■ WHAT THE TASK REQUIRES:
Make an exact copy of all the material below, apart from the pictures.

■ MATERIAL PROVIDED:
________________

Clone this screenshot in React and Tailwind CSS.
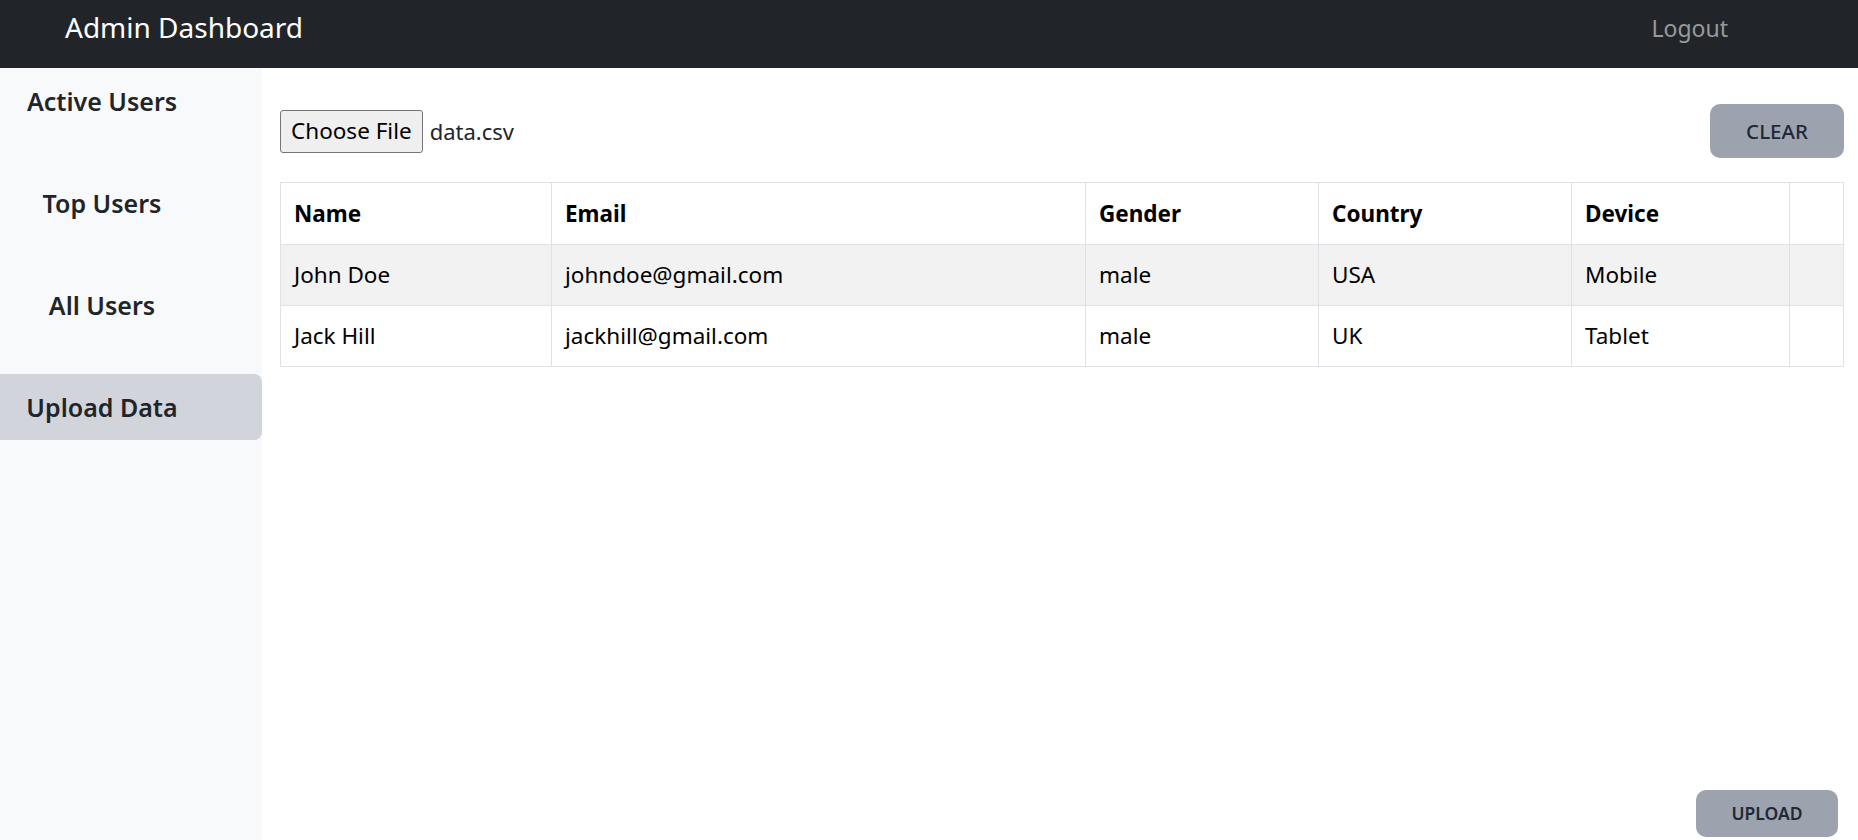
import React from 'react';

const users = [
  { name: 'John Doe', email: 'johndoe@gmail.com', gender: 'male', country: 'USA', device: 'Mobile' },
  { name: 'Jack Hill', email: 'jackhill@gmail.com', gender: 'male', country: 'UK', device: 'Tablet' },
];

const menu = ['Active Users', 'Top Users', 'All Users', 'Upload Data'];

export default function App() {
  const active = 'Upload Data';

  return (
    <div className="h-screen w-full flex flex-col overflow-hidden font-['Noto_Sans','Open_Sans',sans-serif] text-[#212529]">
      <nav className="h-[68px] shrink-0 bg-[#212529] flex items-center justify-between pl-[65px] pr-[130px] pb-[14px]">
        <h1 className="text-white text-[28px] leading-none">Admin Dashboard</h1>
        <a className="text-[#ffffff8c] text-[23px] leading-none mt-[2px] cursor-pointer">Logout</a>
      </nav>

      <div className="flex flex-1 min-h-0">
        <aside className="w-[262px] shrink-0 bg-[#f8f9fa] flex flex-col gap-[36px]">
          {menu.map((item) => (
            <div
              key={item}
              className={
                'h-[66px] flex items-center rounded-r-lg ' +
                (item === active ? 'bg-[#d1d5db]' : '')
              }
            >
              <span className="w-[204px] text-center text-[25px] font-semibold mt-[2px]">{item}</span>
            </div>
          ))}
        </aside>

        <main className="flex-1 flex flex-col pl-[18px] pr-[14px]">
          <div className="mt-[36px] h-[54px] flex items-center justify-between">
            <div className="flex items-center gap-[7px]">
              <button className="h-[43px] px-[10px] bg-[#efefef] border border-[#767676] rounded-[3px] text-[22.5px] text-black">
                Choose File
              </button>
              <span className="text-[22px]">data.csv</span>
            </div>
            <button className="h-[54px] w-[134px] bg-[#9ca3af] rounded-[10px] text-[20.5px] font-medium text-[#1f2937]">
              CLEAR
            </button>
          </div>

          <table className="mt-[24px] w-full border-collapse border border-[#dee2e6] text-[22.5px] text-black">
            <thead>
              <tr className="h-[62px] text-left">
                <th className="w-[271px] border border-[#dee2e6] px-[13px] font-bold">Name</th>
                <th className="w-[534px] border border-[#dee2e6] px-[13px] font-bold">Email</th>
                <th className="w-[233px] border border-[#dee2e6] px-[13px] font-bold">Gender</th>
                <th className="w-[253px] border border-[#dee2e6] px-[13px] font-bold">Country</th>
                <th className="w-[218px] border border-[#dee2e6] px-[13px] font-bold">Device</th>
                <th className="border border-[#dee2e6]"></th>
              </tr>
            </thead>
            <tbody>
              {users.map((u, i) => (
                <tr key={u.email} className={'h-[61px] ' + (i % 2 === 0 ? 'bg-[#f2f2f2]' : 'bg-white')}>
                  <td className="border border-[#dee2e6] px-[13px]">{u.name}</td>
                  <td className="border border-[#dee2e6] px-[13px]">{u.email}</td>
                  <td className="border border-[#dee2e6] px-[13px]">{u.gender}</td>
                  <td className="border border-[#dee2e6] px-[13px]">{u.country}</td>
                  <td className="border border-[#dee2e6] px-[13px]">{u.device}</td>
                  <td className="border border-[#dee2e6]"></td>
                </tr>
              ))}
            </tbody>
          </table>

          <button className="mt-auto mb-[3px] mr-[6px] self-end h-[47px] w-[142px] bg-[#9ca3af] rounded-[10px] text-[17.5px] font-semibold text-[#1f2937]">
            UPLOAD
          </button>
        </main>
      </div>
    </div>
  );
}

________________

■ SOLVED EXERCISE:
Clone this screenshot in React and Tailwind CSS.
import React from 'react';

const users = [
  { name: 'John Doe', email: 'johndoe@gmail.com', gender: 'male', country: 'USA', device: 'Mobile' },
  { name: 'Jack Hill', email: 'jackhill@gmail.com', gender: 'male', country: 'UK', device: 'Tablet' },
];

const menu = ['Active Users', 'Top Users', 'All Users', 'Upload Data'];

export default function App() {
  const active = 'Upload Data';

  return (
    <div className="h-screen w-full flex flex-col overflow-hidden font-['Noto_Sans','Open_Sans',sans-serif] text-[#212529]">
      <nav className="h-[68px] shrink-0 bg-[#212529] flex items-center justify-between pl-[65px] pr-[130px] pb-[14px]">
        <h1 className="text-white text-[28px] leading-none">Admin Dashboard</h1>
        <a className="text-[#ffffff8c] text-[23px] leading-none mt-[2px] cursor-pointer">Logout</a>
      </nav>

      <div className="flex flex-1 min-h-0">
        <aside className="w-[262px] shrink-0 bg-[#f8f9fa] flex flex-col gap-[36px]">
          {menu.map((item) => (
            <div
              key={item}
              className={
                'h-[66px] flex items-center rounded-r-lg ' +
                (item === active ? 'bg-[#d1d5db]' : '')
              }
            >
              <span className="w-[204px] text-center text-[25px] font-semibold mt-[2px]">{item}</span>
            </div>
          ))}
        </aside>

        <main className="flex-1 flex flex-col pl-[18px] pr-[14px]">
          <div className="mt-[36px] h-[54px] flex items-center justify-between">
            <div className="flex items-center gap-[7px]">
              <button className="h-[43px] px-[10px] bg-[#efefef] border border-[#767676] rounded-[3px] text-[22.5px] text-black">
                Choose File
              </button>
              <span className="text-[22px]">data.csv</span>
            </div>
            <button className="h-[54px] w-[134px] bg-[#9ca3af] rounded-[10px] text-[20.5px] font-medium text-[#1f2937]">
              CLEAR
            </button>
          </div>

          <table className="mt-[24px] w-full border-collapse border border-[#dee2e6] text-[22.5px] text-black">
            <thead>
              <tr className="h-[62px] text-left">
                <th className="w-[271px] border border-[#dee2e6] px-[13px] font-bold">Name</th>
                <th className="w-[534px] border border-[#dee2e6] px-[13px] font-bold">Email</th>
                <th className="w-[233px] border border-[#dee2e6] px-[13px] font-bold">Gender</th>
                <th className="w-[253px] border border-[#dee2e6] px-[13px] font-bold">Country</th>
                <th className="w-[218px] border border-[#dee2e6] px-[13px] font-bold">Device</th>
                <th className="border border-[#dee2e6]"></th>
              </tr>
            </thead>
            <tbody>
              {users.map((u, i) => (
                <tr key={u.email} className={'h-[61px] ' + (i % 2 === 0 ? 'bg-[#f2f2f2]' : 'bg-white')}>
                  <td className="border border-[#dee2e6] px-[13px]">{u.name}</td>
                  <td className="border border-[#dee2e6] px-[13px]">{u.email}</td>
                  <td className="border border-[#dee2e6] px-[13px]">{u.gender}</td>
                  <td className="border border-[#dee2e6] px-[13px]">{u.country}</td>
                  <td className="border border-[#dee2e6] px-[13px]">{u.device}</td>
                  <td className="border border-[#dee2e6]"></td>
                </tr>
              ))}
            </tbody>
          </table>

          <button className="mt-auto mb-[3px] mr-[6px] self-end h-[47px] w-[142px] bg-[#9ca3af] rounded-[10px] text-[17.5px] font-semibold text-[#1f2937]">
            UPLOAD
          </button>
        </main>
      </div>
    </div>
  );
}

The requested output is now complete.